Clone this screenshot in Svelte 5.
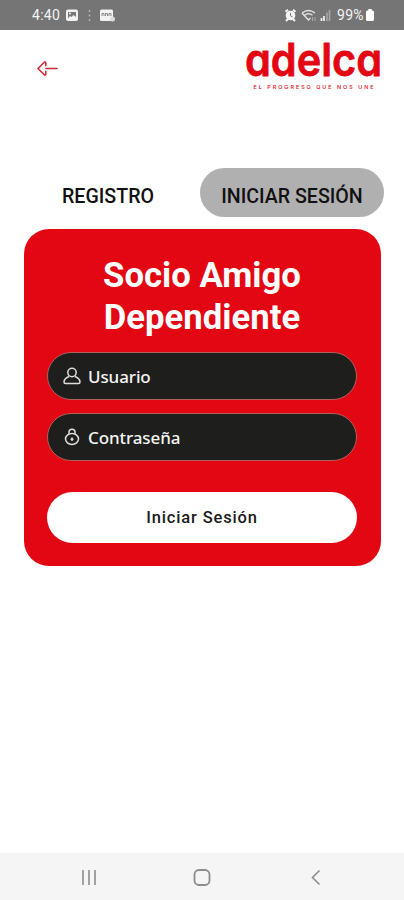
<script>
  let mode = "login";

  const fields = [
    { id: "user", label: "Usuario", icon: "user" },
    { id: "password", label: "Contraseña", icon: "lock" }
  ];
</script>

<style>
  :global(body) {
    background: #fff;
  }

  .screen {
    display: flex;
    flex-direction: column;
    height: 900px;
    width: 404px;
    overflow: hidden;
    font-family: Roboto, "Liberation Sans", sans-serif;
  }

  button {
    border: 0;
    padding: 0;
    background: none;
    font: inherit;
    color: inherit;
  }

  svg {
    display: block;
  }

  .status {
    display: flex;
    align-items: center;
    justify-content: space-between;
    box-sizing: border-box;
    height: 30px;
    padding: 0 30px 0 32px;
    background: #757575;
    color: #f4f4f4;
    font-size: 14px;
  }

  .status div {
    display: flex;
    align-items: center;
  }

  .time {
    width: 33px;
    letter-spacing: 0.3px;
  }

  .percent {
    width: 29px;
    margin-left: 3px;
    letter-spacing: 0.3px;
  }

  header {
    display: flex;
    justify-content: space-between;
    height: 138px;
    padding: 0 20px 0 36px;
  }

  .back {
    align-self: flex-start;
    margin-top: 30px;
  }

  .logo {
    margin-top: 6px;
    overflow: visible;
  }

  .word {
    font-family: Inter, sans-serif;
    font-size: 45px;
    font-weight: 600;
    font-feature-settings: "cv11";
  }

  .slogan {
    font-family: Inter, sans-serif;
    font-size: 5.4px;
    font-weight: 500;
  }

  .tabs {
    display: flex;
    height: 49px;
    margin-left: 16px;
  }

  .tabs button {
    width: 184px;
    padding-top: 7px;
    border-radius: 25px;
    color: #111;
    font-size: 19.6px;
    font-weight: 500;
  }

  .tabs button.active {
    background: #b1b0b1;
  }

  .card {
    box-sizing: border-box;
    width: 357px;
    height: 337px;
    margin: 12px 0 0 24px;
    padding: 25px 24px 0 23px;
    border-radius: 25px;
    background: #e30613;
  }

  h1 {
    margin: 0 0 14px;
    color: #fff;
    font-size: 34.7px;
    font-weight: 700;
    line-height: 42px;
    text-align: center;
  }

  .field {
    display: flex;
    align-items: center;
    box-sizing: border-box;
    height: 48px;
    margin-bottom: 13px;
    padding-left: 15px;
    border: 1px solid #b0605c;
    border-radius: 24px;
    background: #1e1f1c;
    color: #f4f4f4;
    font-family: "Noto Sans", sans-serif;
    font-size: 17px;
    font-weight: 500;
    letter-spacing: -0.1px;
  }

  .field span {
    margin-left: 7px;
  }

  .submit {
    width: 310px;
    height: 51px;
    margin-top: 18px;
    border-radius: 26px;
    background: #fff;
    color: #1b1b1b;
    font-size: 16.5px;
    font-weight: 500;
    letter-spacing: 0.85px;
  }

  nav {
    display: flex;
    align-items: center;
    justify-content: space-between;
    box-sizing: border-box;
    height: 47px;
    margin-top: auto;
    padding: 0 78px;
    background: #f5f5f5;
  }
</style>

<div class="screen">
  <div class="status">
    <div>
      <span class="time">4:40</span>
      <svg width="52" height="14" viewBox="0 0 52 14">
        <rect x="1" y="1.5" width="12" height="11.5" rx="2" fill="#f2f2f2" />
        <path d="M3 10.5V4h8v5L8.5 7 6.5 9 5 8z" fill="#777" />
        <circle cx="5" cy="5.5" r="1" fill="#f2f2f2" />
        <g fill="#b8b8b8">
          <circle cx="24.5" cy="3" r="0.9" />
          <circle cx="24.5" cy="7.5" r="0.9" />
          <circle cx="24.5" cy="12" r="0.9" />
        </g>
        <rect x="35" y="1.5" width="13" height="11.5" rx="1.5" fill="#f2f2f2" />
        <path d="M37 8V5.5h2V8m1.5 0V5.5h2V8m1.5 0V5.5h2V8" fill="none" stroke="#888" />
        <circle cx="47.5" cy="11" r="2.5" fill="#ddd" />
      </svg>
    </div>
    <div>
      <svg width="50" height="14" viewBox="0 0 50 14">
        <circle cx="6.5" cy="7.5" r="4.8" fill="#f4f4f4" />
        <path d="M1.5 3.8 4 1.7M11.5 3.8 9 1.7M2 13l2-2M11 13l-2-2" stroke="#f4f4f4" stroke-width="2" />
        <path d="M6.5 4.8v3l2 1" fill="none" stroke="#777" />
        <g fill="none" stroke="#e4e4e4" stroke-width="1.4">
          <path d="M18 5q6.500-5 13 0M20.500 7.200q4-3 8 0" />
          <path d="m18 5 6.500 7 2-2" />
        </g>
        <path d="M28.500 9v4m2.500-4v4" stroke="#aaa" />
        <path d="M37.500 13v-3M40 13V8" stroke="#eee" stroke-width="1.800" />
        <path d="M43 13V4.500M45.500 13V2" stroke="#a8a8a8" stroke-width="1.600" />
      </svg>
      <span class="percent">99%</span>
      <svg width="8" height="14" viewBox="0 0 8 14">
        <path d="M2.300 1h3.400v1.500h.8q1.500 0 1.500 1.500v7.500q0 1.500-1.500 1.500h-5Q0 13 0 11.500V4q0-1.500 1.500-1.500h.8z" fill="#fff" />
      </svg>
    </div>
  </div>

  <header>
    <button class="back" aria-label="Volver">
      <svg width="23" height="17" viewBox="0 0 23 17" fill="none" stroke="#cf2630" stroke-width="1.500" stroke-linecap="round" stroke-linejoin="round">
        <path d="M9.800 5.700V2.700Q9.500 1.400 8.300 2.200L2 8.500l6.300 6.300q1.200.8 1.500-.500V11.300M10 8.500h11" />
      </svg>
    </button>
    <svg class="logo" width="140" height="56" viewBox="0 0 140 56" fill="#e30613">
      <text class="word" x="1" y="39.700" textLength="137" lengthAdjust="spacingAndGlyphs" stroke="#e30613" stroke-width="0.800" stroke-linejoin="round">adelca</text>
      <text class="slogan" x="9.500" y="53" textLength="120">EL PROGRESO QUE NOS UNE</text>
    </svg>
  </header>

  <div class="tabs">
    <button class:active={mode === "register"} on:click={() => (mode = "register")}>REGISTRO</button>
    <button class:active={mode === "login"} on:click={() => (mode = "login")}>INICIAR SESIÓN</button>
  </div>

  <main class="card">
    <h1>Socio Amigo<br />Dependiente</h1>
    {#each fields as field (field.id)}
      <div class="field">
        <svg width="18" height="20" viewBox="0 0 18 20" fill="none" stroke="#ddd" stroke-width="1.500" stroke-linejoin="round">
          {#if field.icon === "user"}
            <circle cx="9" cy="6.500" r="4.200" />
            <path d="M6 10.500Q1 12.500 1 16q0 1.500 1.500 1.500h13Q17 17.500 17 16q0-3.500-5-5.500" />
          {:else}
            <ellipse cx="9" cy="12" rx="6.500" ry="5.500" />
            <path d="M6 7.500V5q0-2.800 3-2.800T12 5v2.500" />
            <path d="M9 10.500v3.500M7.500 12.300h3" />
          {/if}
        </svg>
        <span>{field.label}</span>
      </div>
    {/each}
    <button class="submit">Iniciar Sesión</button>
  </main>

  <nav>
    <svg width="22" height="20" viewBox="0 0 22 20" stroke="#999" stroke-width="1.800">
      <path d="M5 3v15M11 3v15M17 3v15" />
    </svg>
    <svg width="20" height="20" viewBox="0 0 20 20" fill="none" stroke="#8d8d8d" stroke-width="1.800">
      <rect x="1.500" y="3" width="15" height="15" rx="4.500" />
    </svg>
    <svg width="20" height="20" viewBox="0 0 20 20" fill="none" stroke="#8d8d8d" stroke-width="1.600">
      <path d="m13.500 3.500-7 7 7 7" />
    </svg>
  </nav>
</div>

⁂

**Exercise requirements:**
Every line of the material is to be quoted exactly, with no pictures carried over.

**Output:**
Clone this screenshot in Svelte 5.
<script>
  let mode = "login";

  const fields = [
    { id: "user", label: "Usuario", icon: "user" },
    { id: "password", label: "Contraseña", icon: "lock" }
  ];
</script>

<style>
  :global(body) {
    background: #fff;
  }

  .screen {
    display: flex;
    flex-direction: column;
    height: 900px;
    width: 404px;
    overflow: hidden;
    font-family: Roboto, "Liberation Sans", sans-serif;
  }

  button {
    border: 0;
    padding: 0;
    background: none;
    font: inherit;
    color: inherit;
  }

  svg {
    display: block;
  }

  .status {
    display: flex;
    align-items: center;
    justify-content: space-between;
    box-sizing: border-box;
    height: 30px;
    padding: 0 30px 0 32px;
    background: #757575;
    color: #f4f4f4;
    font-size: 14px;
  }

  .status div {
    display: flex;
    align-items: center;
  }

  .time {
    width: 33px;
    letter-spacing: 0.3px;
  }

  .percent {
    width: 29px;
    margin-left: 3px;
    letter-spacing: 0.3px;
  }

  header {
    display: flex;
    justify-content: space-between;
    height: 138px;
    padding: 0 20px 0 36px;
  }

  .back {
    align-self: flex-start;
    margin-top: 30px;
  }

  .logo {
    margin-top: 6px;
    overflow: visible;
  }

  .word {
    font-family: Inter, sans-serif;
    font-size: 45px;
    font-weight: 600;
    font-feature-settings: "cv11";
  }

  .slogan {
    font-family: Inter, sans-serif;
    font-size: 5.4px;
    font-weight: 500;
  }

  .tabs {
    display: flex;
    height: 49px;
    margin-left: 16px;
  }

  .tabs button {
    width: 184px;
    padding-top: 7px;
    border-radius: 25px;
    color: #111;
    font-size: 19.6px;
    font-weight: 500;
  }

  .tabs button.active {
    background: #b1b0b1;
  }

  .card {
    box-sizing: border-box;
    width: 357px;
    height: 337px;
    margin: 12px 0 0 24px;
    padding: 25px 24px 0 23px;
    border-radius: 25px;
    background: #e30613;
  }

  h1 {
    margin: 0 0 14px;
    color: #fff;
    font-size: 34.7px;
    font-weight: 700;
    line-height: 42px;
    text-align: center;
  }

  .field {
    display: flex;
    align-items: center;
    box-sizing: border-box;
    height: 48px;
    margin-bottom: 13px;
    padding-left: 15px;
    border: 1px solid #b0605c;
    border-radius: 24px;
    background: #1e1f1c;
    color: #f4f4f4;
    font-family: "Noto Sans", sans-serif;
    font-size: 17px;
    font-weight: 500;
    letter-spacing: -0.1px;
  }

  .field span {
    margin-left: 7px;
  }

  .submit {
    width: 310px;
    height: 51px;
    margin-top: 18px;
    border-radius: 26px;
    background: #fff;
    color: #1b1b1b;
    font-size: 16.5px;
    font-weight: 500;
    letter-spacing: 0.85px;
  }

  nav {
    display: flex;
    align-items: center;
    justify-content: space-between;
    box-sizing: border-box;
    height: 47px;
    margin-top: auto;
    padding: 0 78px;
    background: #f5f5f5;
  }
</style>

<div class="screen">
  <div class="status">
    <div>
      <span class="time">4:40</span>
      <svg width="52" height="14" viewBox="0 0 52 14">
        <rect x="1" y="1.5" width="12" height="11.5" rx="2" fill="#f2f2f2" />
        <path d="M3 10.5V4h8v5L8.5 7 6.5 9 5 8z" fill="#777" />
        <circle cx="5" cy="5.5" r="1" fill="#f2f2f2" />
        <g fill="#b8b8b8">
          <circle cx="24.5" cy="3" r="0.9" />
          <circle cx="24.5" cy="7.5" r="0.9" />
          <circle cx="24.5" cy="12" r="0.9" />
        </g>
        <rect x="35" y="1.5" width="13" height="11.5" rx="1.5" fill="#f2f2f2" />
        <path d="M37 8V5.5h2V8m1.5 0V5.5h2V8m1.5 0V5.5h2V8" fill="none" stroke="#888" />
        <circle cx="47.5" cy="11" r="2.5" fill="#ddd" />
      </svg>
    </div>
    <div>
      <svg width="50" height="14" viewBox="0 0 50 14">
        <circle cx="6.5" cy="7.5" r="4.8" fill="#f4f4f4" />
        <path d="M1.5 3.8 4 1.7M11.5 3.8 9 1.7M2 13l2-2M11 13l-2-2" stroke="#f4f4f4" stroke-width="2" />
        <path d="M6.5 4.8v3l2 1" fill="none" stroke="#777" />
        <g fill="none" stroke="#e4e4e4" stroke-width="1.4">
          <path d="M18 5q6.500-5 13 0M20.500 7.200q4-3 8 0" />
          <path d="m18 5 6.500 7 2-2" />
        </g>
        <path d="M28.500 9v4m2.500-4v4" stroke="#aaa" />
        <path d="M37.500 13v-3M40 13V8" stroke="#eee" stroke-width="1.800" />
        <path d="M43 13V4.500M45.500 13V2" stroke="#a8a8a8" stroke-width="1.600" />
      </svg>
      <span class="percent">99%</span>
      <svg width="8" height="14" viewBox="0 0 8 14">
        <path d="M2.300 1h3.400v1.500h.8q1.500 0 1.500 1.500v7.500q0 1.500-1.500 1.500h-5Q0 13 0 11.500V4q0-1.500 1.500-1.500h.8z" fill="#fff" />
      </svg>
    </div>
  </div>

  <header>
    <button class="back" aria-label="Volver">
      <svg width="23" height="17" viewBox="0 0 23 17" fill="none" stroke="#cf2630" stroke-width="1.500" stroke-linecap="round" stroke-linejoin="round">
        <path d="M9.800 5.700V2.700Q9.500 1.400 8.300 2.200L2 8.500l6.300 6.300q1.200.8 1.500-.500V11.300M10 8.500h11" />
      </svg>
    </button>
    <svg class="logo" width="140" height="56" viewBox="0 0 140 56" fill="#e30613">
      <text class="word" x="1" y="39.700" textLength="137" lengthAdjust="spacingAndGlyphs" stroke="#e30613" stroke-width="0.800" stroke-linejoin="round">adelca</text>
      <text class="slogan" x="9.500" y="53" textLength="120">EL PROGRESO QUE NOS UNE</text>
    </svg>
  </header>

  <div class="tabs">
    <button class:active={mode === "register"} on:click={() => (mode = "register")}>REGISTRO</button>
    <button class:active={mode === "login"} on:click={() => (mode = "login")}>INICIAR SESIÓN</button>
  </div>

  <main class="card">
    <h1>Socio Amigo<br />Dependiente</h1>
    {#each fields as field (field.id)}
      <div class="field">
        <svg width="18" height="20" viewBox="0 0 18 20" fill="none" stroke="#ddd" stroke-width="1.500" stroke-linejoin="round">
          {#if field.icon === "user"}
            <circle cx="9" cy="6.500" r="4.200" />
            <path d="M6 10.500Q1 12.500 1 16q0 1.500 1.500 1.500h13Q17 17.500 17 16q0-3.500-5-5.500" />
          {:else}
            <ellipse cx="9" cy="12" rx="6.500" ry="5.500" />
            <path d="M6 7.500V5q0-2.800 3-2.800T12 5v2.500" />
            <path d="M9 10.500v3.500M7.500 12.300h3" />
          {/if}
        </svg>
        <span>{field.label}</span>
      </div>
    {/each}
    <button class="submit">Iniciar Sesión</button>
  </main>

  <nav>
    <svg width="22" height="20" viewBox="0 0 22 20" stroke="#999" stroke-width="1.800">
      <path d="M5 3v15M11 3v15M17 3v15" />
    </svg>
    <svg width="20" height="20" viewBox="0 0 20 20" fill="none" stroke="#8d8d8d" stroke-width="1.800">
      <rect x="1.500" y="3" width="15" height="15" rx="4.500" />
    </svg>
    <svg width="20" height="20" viewBox="0 0 20 20" fill="none" stroke="#8d8d8d" stroke-width="1.600">
      <path d="m13.500 3.500-7 7 7 7" />
    </svg>
  </nav>
</div>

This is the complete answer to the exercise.